Supplied information>
◆ ◆ ◆ ◆

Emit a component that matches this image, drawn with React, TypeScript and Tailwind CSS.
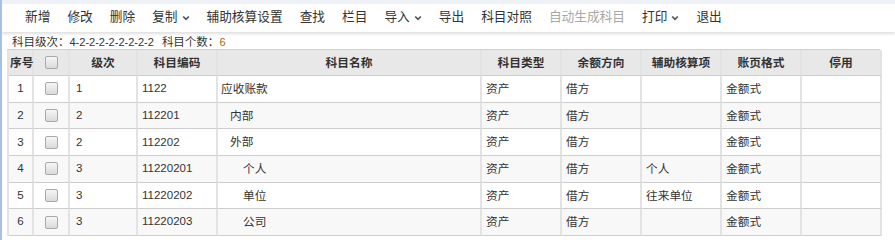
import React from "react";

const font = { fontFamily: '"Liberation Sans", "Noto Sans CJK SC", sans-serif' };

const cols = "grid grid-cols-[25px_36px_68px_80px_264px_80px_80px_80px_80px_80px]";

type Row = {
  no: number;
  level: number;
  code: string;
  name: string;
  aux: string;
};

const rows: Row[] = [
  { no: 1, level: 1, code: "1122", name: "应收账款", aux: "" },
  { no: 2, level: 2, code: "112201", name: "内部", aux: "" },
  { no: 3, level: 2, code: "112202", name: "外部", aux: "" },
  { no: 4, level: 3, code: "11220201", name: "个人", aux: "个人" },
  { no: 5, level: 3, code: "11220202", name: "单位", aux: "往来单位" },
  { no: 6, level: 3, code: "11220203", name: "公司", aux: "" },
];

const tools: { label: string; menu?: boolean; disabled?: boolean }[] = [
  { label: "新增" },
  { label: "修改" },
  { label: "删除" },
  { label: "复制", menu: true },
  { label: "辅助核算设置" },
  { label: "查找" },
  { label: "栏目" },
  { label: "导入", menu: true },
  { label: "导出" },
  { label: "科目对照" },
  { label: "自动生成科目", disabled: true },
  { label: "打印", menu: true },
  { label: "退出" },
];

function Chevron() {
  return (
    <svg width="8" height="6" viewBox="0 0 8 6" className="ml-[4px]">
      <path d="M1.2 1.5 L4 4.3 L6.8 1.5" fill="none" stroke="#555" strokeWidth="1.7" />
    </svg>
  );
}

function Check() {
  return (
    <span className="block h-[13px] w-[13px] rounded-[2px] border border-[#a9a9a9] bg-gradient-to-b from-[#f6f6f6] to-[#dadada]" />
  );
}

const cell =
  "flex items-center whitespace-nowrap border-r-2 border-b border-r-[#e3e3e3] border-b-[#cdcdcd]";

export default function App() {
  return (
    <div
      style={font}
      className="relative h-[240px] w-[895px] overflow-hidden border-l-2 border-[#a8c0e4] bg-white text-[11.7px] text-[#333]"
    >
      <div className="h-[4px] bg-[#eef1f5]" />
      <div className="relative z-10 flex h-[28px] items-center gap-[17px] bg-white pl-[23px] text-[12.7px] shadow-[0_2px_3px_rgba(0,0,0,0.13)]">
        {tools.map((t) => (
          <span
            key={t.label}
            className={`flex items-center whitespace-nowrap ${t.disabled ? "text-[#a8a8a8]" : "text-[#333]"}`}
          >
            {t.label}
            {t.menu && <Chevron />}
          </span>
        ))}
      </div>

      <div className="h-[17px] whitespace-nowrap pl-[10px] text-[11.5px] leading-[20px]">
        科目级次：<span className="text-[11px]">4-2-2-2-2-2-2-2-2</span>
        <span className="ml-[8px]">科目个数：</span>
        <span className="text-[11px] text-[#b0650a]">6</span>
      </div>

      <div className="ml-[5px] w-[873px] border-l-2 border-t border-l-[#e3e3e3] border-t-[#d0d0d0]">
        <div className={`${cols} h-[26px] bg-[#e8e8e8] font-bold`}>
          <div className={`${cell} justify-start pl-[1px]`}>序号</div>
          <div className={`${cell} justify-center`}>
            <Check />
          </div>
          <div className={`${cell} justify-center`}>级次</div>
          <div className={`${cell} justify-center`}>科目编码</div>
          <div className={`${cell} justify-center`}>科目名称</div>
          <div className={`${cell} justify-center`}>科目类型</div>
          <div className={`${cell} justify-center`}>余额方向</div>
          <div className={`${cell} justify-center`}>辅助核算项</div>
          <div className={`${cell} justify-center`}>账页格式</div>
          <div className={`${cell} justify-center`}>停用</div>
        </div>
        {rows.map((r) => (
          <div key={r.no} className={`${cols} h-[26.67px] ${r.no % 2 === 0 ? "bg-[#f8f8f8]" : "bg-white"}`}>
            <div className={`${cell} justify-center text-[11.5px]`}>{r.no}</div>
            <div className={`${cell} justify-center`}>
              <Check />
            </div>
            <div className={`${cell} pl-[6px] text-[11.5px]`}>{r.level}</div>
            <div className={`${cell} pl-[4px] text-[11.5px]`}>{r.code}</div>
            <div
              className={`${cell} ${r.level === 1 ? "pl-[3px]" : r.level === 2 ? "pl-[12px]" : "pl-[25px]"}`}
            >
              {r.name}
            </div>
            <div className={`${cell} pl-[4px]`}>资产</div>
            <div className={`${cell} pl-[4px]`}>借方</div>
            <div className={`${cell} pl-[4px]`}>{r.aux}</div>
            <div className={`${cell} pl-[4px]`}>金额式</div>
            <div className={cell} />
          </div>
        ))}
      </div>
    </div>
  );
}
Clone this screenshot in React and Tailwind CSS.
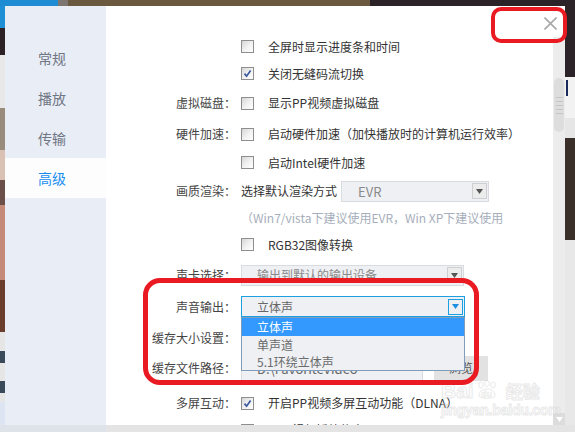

◆ ◆ ◆ ◆

What you have to do> Reproduce the whole listing exactly, but not the images in it.

Exercise answer>
Emit a component that matches this image, drawn with React, TypeScript and Tailwind CSS.
import React from "react";

const font = { fontFamily: '"Liberation Sans", "Noto Sans CJK SC", sans-serif' };

const cols = "grid grid-cols-[25px_36px_68px_80px_264px_80px_80px_80px_80px_80px]";

type Row = {
  no: number;
  level: number;
  code: string;
  name: string;
  aux: string;
};

const rows: Row[] = [
  { no: 1, level: 1, code: "1122", name: "应收账款", aux: "" },
  { no: 2, level: 2, code: "112201", name: "内部", aux: "" },
  { no: 3, level: 2, code: "112202", name: "外部", aux: "" },
  { no: 4, level: 3, code: "11220201", name: "个人", aux: "个人" },
  { no: 5, level: 3, code: "11220202", name: "单位", aux: "往来单位" },
  { no: 6, level: 3, code: "11220203", name: "公司", aux: "" },
];

const tools: { label: string; menu?: boolean; disabled?: boolean }[] = [
  { label: "新增" },
  { label: "修改" },
  { label: "删除" },
  { label: "复制", menu: true },
  { label: "辅助核算设置" },
  { label: "查找" },
  { label: "栏目" },
  { label: "导入", menu: true },
  { label: "导出" },
  { label: "科目对照" },
  { label: "自动生成科目", disabled: true },
  { label: "打印", menu: true },
  { label: "退出" },
];

function Chevron() {
  return (
    <svg width="8" height="6" viewBox="0 0 8 6" className="ml-[4px]">
      <path d="M1.2 1.5 L4 4.3 L6.8 1.5" fill="none" stroke="#555" strokeWidth="1.7" />
    </svg>
  );
}

function Check() {
  return (
    <span className="block h-[13px] w-[13px] rounded-[2px] border border-[#a9a9a9] bg-gradient-to-b from-[#f6f6f6] to-[#dadada]" />
  );
}

const cell =
  "flex items-center whitespace-nowrap border-r-2 border-b border-r-[#e3e3e3] border-b-[#cdcdcd]";

export default function App() {
  return (
    <div
      style={font}
      className="relative h-[240px] w-[895px] overflow-hidden border-l-2 border-[#a8c0e4] bg-white text-[11.7px] text-[#333]"
    >
      <div className="h-[4px] bg-[#eef1f5]" />
      <div className="relative z-10 flex h-[28px] items-center gap-[17px] bg-white pl-[23px] text-[12.7px] shadow-[0_2px_3px_rgba(0,0,0,0.13)]">
        {tools.map((t) => (
          <span
            key={t.label}
            className={`flex items-center whitespace-nowrap ${t.disabled ? "text-[#a8a8a8]" : "text-[#333]"}`}
          >
            {t.label}
            {t.menu && <Chevron />}
          </span>
        ))}
      </div>

      <div className="h-[17px] whitespace-nowrap pl-[10px] text-[11.5px] leading-[20px]">
        科目级次：<span className="text-[11px]">4-2-2-2-2-2-2-2-2</span>
        <span className="ml-[8px]">科目个数：</span>
        <span className="text-[11px] text-[#b0650a]">6</span>
      </div>

      <div className="ml-[5px] w-[873px] border-l-2 border-t border-l-[#e3e3e3] border-t-[#d0d0d0]">
        <div className={`${cols} h-[26px] bg-[#e8e8e8] font-bold`}>
          <div className={`${cell} justify-start pl-[1px]`}>序号</div>
          <div className={`${cell} justify-center`}>
            <Check />
          </div>
          <div className={`${cell} justify-center`}>级次</div>
          <div className={`${cell} justify-center`}>科目编码</div>
          <div className={`${cell} justify-center`}>科目名称</div>
          <div className={`${cell} justify-center`}>科目类型</div>
          <div className={`${cell} justify-center`}>余额方向</div>
          <div className={`${cell} justify-center`}>辅助核算项</div>
          <div className={`${cell} justify-center`}>账页格式</div>
          <div className={`${cell} justify-center`}>停用</div>
        </div>
        {rows.map((r) => (
          <div key={r.no} className={`${cols} h-[26.67px] ${r.no % 2 === 0 ? "bg-[#f8f8f8]" : "bg-white"}`}>
            <div className={`${cell} justify-center text-[11.5px]`}>{r.no}</div>
            <div className={`${cell} justify-center`}>
              <Check />
            </div>
            <div className={`${cell} pl-[6px] text-[11.5px]`}>{r.level}</div>
            <div className={`${cell} pl-[4px] text-[11.5px]`}>{r.code}</div>
            <div
              className={`${cell} ${r.level === 1 ? "pl-[3px]" : r.level === 2 ? "pl-[12px]" : "pl-[25px]"}`}
            >
              {r.name}
            </div>
            <div className={`${cell} pl-[4px]`}>资产</div>
            <div className={`${cell} pl-[4px]`}>借方</div>
            <div className={`${cell} pl-[4px]`}>{r.aux}</div>
            <div className={`${cell} pl-[4px]`}>金额式</div>
            <div className={cell} />
          </div>
        ))}
      </div>
    </div>
  );
}
Clone this screenshot in React and Tailwind CSS.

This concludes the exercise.